Stateless vs. Stateful Architecture
This is a huge design decision. A stateful server remembers the user’s context locally. A stateless server treats every request as brand new; it doesn’t remember anything about the previous one.
- The Best Practice for Scale: Make your core application servers stateless. This means any server can handle any request. The user’s context (their “state”) is moved to a separate, highly optimized, and shared system like a distributed cache or a dedicated session store. This allows you to scale your application servers independently of your context data store.
Asynchronous Processing and Queuing
Imagine a busy coffee shop. If the barista has to make one latte start-to-finish before taking the next order, the line will be huge (that’s synchronous processing). If they take all the orders first, put them on a digital queue, and start making them in parallel, the line moves faster (that’s asynchronous processing).
- Message Queues (Kafka, RabbitMQ, SQS): For any task that doesn’t need an immediate, real-time response like sending a confirmation email, processing a large report, or updating a database record you don’t block the user. Instead, you drop the task into a message queue. A dedicated worker service picks up the task later and processes it in the background. This frees up your main servers to instantly handle the next incoming user request, dramatically increasing throughput.
Strategy 3: Performance Optimization Under the Hood
Even with the best scaling plan, the code itself has to be lean and mean. Optimization is about shaving off milliseconds wherever possible.
The Caching Strategy: The Memory Shortcut
Caching is the single most effective way to improve performance and reduce the load on your core systems. It’s about storing frequently requested data in a fast, temporary memory layer so you don’t have to hit a slow database or re-run a complex calculation every time.
- Distributed Caching (Redis, Memcached): This is where you store your critical context data session IDs, temporary calculations, and frequently accessed configuration in an in-memory database that is shared across all your application servers. Fetching data from a memory cache is lightning-fast, compared to disk-based databases.
- Edge Caching (CDN): For static assets like images, CSS, and JavaScript, you use a Content Delivery Network (CDN). The CDN pushes copies of your files to servers all over the world (the “edge”). When a user requests a file, they get it from the geographically closest server, which reduces load on your main servers and drastically lowers the latency for the user.
Database Optimization: Partitioning and Replication
The database is often the final bottleneck. If millions of requests are trying to read and write to a single database, performance will suffer.
- Read Replicas: If your application does a lot more reading than writing (which is typical), you can create read replicas exact copies of your main database. Your application writes to the main (primary) database, but all the read requests are distributed across the many replicas. This dramatically offloads the primary server.

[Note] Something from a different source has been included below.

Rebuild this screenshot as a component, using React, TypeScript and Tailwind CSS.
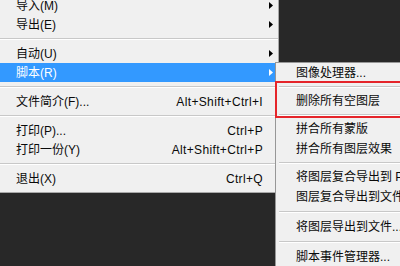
import React from "react";

type Item =
  | { sep: true; tall?: boolean }
  | { sep?: false; label: string; shortcut?: string; arrow?: boolean; active?: boolean };

const mainItems: Item[] = [
  { label: "导入(M)", arrow: true },
  { label: "导出(E)", arrow: true },
  { sep: true },
  { label: "自动(U)", arrow: true },
  { label: "脚本(R)", arrow: true, active: true },
  { sep: true },
  { label: "文件简介(F)...", shortcut: "Alt+Shift+Ctrl+I" },
  { sep: true },
  { label: "打印(P)...", shortcut: "Ctrl+P" },
  { label: "打印一份(Y)", shortcut: "Alt+Shift+Ctrl+P" },
  { sep: true },
  { label: "退出(X)", shortcut: "Ctrl+Q" },
];

const subItems: Item[] = [
  { label: "图像处理器..." },
  { sep: true },
  { label: "删除所有空图层" },
  { sep: true },
  { label: "拼合所有蒙版" },
  { label: "拼合所有图层效果" },
  { sep: true },
  { label: "将图层复合导出到 PDF..." },
  { label: "图层复合导出到文件..." },
  { sep: true, tall: true },
  { label: "将图层导出到文件..." },
  { sep: true, tall: true },
  { label: "脚本事件管理器..." },
];

const font = {
  fontFamily: '"Liberation Sans", "Noto Sans CJK SC", sans-serif',
};

function Arrow({ white }: { white?: boolean }) {
  return (
    <svg width="4" height="7" viewBox="0 0 4 7">
      <path d="M0 0L4 3.5L0 7Z" fill={white ? "#ffffff" : "#000000"} />
    </svg>
  );
}

export default function App() {
  return (
    <div
      className="relative w-[400px] h-[266px] overflow-hidden bg-[#282828] text-[12px] text-[#0a0a0a]"
      style={font}
    >
      {/* main menu */}
      <div className="w-[279px] -mt-[4px] bg-[#f0f0f0] border-r border-b border-[#a8a8a8] pb-[4px]">
        {mainItems.map((it, i) =>
          it.sep ? (
            <div key={i} className="h-[10px] flex items-center">
              <div className="w-full h-[2px] border-t border-[#c8c8c8] border-b border-b-white" />
            </div>
          ) : (
            <div
              key={i}
              className={
                "h-[19px] flex items-center pl-[16px] " +
                (it.active ? "bg-[#3399ff] text-white" : "")
              }
            >
              <span className="flex-1 whitespace-nowrap">{it.label}</span>
              {it.shortcut && (
                <span className="whitespace-nowrap tracking-[0.35px]">{it.shortcut}</span>
              )}
              <span className="w-[15px] flex justify-center">
                {it.arrow && <Arrow white={it.active} />}
              </span>
            </div>
          )
        )}
      </div>

      {/* submenu */}
      <div className="absolute left-[275px] top-[62px] w-[140px] h-[220px] bg-[#f0f0f0] border-l border-t border-[#979797]">
        {subItems.map((it, i) =>
          it.sep ? (
            <div
              key={i}
              className={(it.tall ? "h-[10px]" : "h-[8px]") + " flex items-center pl-[3px]"}
            >
              <div className="w-full h-[2px] border-t border-[#c8c8c8] border-b border-b-white" />
            </div>
          ) : (
            <div key={i} className="h-[20px] flex items-center pl-[20px]">
              <span className="whitespace-nowrap">{it.label}</span>
            </div>
          )
        )}
      </div>

      {/* red annotation box */}
      <div className="absolute left-[275px] top-[81px] w-[140px] h-[37px] border-2 border-[#e5252a]" />
    </div>
  );
}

- Sharding (Partitioning): This involves splitting a very large database horizontally into smaller, more manageable pieces, or “shards.” For example, all users whose last name starts with A-M go to one database server, and N-Z go to another. This distributes the load and makes queries much faster because the search is only happening on a smaller chunk of data.
The Final Blueprint for Seamless Scaling
Handling millions of requests seamlessly in a multi-context server comes down to a few fundamental architectural truths:
- Embrace Horizontal Scaling: Add more small, cheap servers instead of one giant one. Use auto-scaling to match capacity to demand.
- Decouple State: Make your application servers stateless and push the context (the “state”) into a fast, shared, distributed cache.
- Ruthless Caching: Cache everything that isn’t absolutely real-time. Use a CDN for static content and an in-memory database for active session context.
- Go Asynchronous: Use message queues for any process that can be deferred, freeing up your main threads to serve new user requests immediately.
- Be Observant: Implement monitoring tools (like Prometheus or Datadog) to watch latency, error rates, and CPU usage in real-time. You can’t fix what you can’t see, and at this scale, a problem can go from a trickle to a flood in seconds.
By combining these strategies, you create a robust, resilient, and most importantly, elastic architecture. It allows your system to breathe, automatically expanding and contracting with traffic, ensuring that whether you have ten users or ten million, the performance remains consistently fast. It transforms a fragile prototype into a scalable, enterprise-grade service that can handle the unpredictable chaos of real-world internet traffic without breaking a sweat.